On 2013-04-24 12:30 AM, "Erik Moeller" erik@wikimedia.org wrote:
[..]
In a nutshell, is it time to make MW aware of multiple content languages in a single wiki?
That would be nice.
- There's no consistent method by which multiple language editions of
the same page are surfaced for selection by the use. Different wikis use different templates (often multiple variants and layouts in a single wiki), different positioning, different rules, etc., leading to inconsistent user experience. Consistency is offered by language headers generated by the Translate extension, but these are used for managing translations, while multilingual content existing in the same wiki may often not take the form of 1:1 translations.
Moreover, language headers have to be manually updated/maintained, consider the user-friendliness of something like the +/- link in the language header on a page like https://commons.wikimedia.org/wiki/Commons:Kooperationen which leads to:
https://commons.wikimedia.org/w/index.php?title=Template:Lang-Partnerships&a...

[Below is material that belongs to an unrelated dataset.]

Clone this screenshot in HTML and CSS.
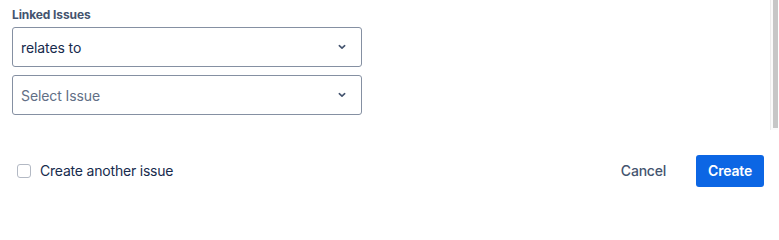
FILE: index.html
```html
<!DOCTYPE html>
<html lang="en">
<head>
<meta charset="utf-8">
<title>Linked Issues</title>
<link rel="stylesheet" href="styles.css">
</head>
<body>
<div class="modal">
  <div class="scroll">
    <div class="form">
      <label class="label">Linked Issues</label>
      <div class="select">
        <span class="value">relates to</span>
        <svg class="chev" width="24" height="24" viewBox="0 0 24 24"><path d="M9.3 10.7 12 13.2l2.7-2.5" fill="none" stroke="#44546f" stroke-width="1.6" stroke-linecap="round" stroke-linejoin="round"/></svg>
      </div>
      <div class="select">
        <span class="placeholder">Select Issue</span>
        <svg class="chev" width="24" height="24" viewBox="0 0 24 24"><path d="M9.3 10.7 12 13.2l2.7-2.5" fill="none" stroke="#44546f" stroke-width="1.6" stroke-linecap="round" stroke-linejoin="round"/></svg>
      </div>
    </div>
    <div class="scrollbar"><div class="thumb"></div></div>
  </div>
  <div class="footer">
    <label class="check">
      <span class="box"></span>
      <span class="check-text">Create another issue</span>
    </label>
    <div class="actions">
      <button class="btn subtle">Cancel</button>
      <button class="btn primary">Create</button>
    </div>
  </div>
</div>
</body>
</html>
```

FILE: styles.css
```css
html, body {
  margin: 0;
  padding: 0;
  background: #ffffff;
}
body {
  font-family: Inter, "Noto Sans", "Liberation Sans", sans-serif;
  color: #172b4d;
  width: 779px;
  height: 203px;
  overflow: hidden;
}
.modal {
  display: flex;
  flex-direction: column;
  height: 203px;
}
.scroll {
  height: 130px;
  flex: none;
  display: flex;
}
.form {
  flex: 1;
  display: flex;
  flex-direction: column;
  gap: 8px;
  padding: 7px 0 0 12px;
}
.scrollbar {
  width: 5px;
  margin-right: 1px;
  border-left: 1px solid #ececec;
  background: #fafafa;
  display: flex;
  padding-left: 2px;
}
.thumb {
  flex: 1;
  background: #c6c6c6;
  margin-bottom: 2px;
}
.label {
  font-size: 12px;
  font-weight: 700;
  color: #44546f;
  line-height: 16px;
  margin-bottom: -4px;
  letter-spacing: -0.1px;
}
.select {
  box-sizing: border-box;
  width: 350px;
  height: 40px;
  border: 1px solid #8590a2;
  border-radius: 3px;
  display: flex;
  align-items: center;
  justify-content: space-between;
  padding: 0 7px 0 8px;
  font-size: 14px;
  letter-spacing: -0.1px;
}
.value { color: #172b4d; }
.placeholder { color: #626f86; }
.chev { flex: none; }
.footer {
  flex: 1;
  display: flex;
  align-items: center;
  justify-content: space-between;
  padding: 8px 15px 0 17px;
}
.check {
  display: flex;
  align-items: center;
  gap: 9px;
  font-size: 14px;
  color: #172b4d;
  letter-spacing: -0.2px;
}
.box {
  box-sizing: border-box;
  width: 14px;
  height: 14px;
  border: 1.5px solid #b3b9c4;
  border-radius: 3px;
  background: #fff;
}
.actions {
  display: flex;
  align-items: center;
  gap: 18px;
}
.btn {
  font-family: inherit;
  font-size: 14px;
  height: 32px;
  border: 0;
  border-radius: 3px;
  padding: 0 12px;
  letter-spacing: -0.2px;
}
.subtle {
  background: transparent;
  color: #44546f;
  font-weight: 500;
}
.primary {
  background: #0c66e4;
  color: #ffffff;
  font-weight: 600;
  padding: 0 12px;
}
```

Chances are that a lot of people who'd have the ability to provide a version (not necessarily a translation) of the page in a given language will give up even on the process of doing so correctly.
- There's no consistent method by which page name conflicts (which
may often occur in similar languages) are resolved, and users have to manually disambiguate.
- There are basic UX issues in the language selection tools offered
today. For example, after changing the language on Commons to German, I will see the page I'm on (say English) with a German user interface, even if there's an actual German content version of the page available. This is because these language selection tools have no awareness of the existence of content in relevant languages.
This is not entirely true. View an image description page with a license. Change your user language. The license template changes. This is accomplished by one of the worst hacks imaginable but does "work".
Although the way that is accomplished is ugly beyond belief, from the backend prespective, varying a page by user language is not a big deal afaik.
The general selection of different versions of entire pages doesnt work this way as you noted.
Points 4 and 5 could maybe be solved in not that hard a fashion if we had info on what language a page (or revision?) Is in.
[..]
current approach. For third party users, the effort of replicating something like the semi-acceptable Commons or Meta user experience is pretty significant, as well, due to the large number of templates and local hacks employed.
Indeed.
[..]
Would it make sense to add a language property to pages, so it can be used to solve a lot of the above issues, and provide appropriate and consistent user experience built on them? (Keeping in mind that some pages would be multilingual and would need to be identified as such.) If so, this seems like a major architectural undertaking that should only be taken on as a partnership between domain experts (site and platform architecture, language engineering, Visual Editor/Parsoid, etc.).
I don't think that is that big a problem (other than perhaps dealing with the multilingual case). We already have the page lang support. Seems like mostly putting an interface on top and somewhere to store the info.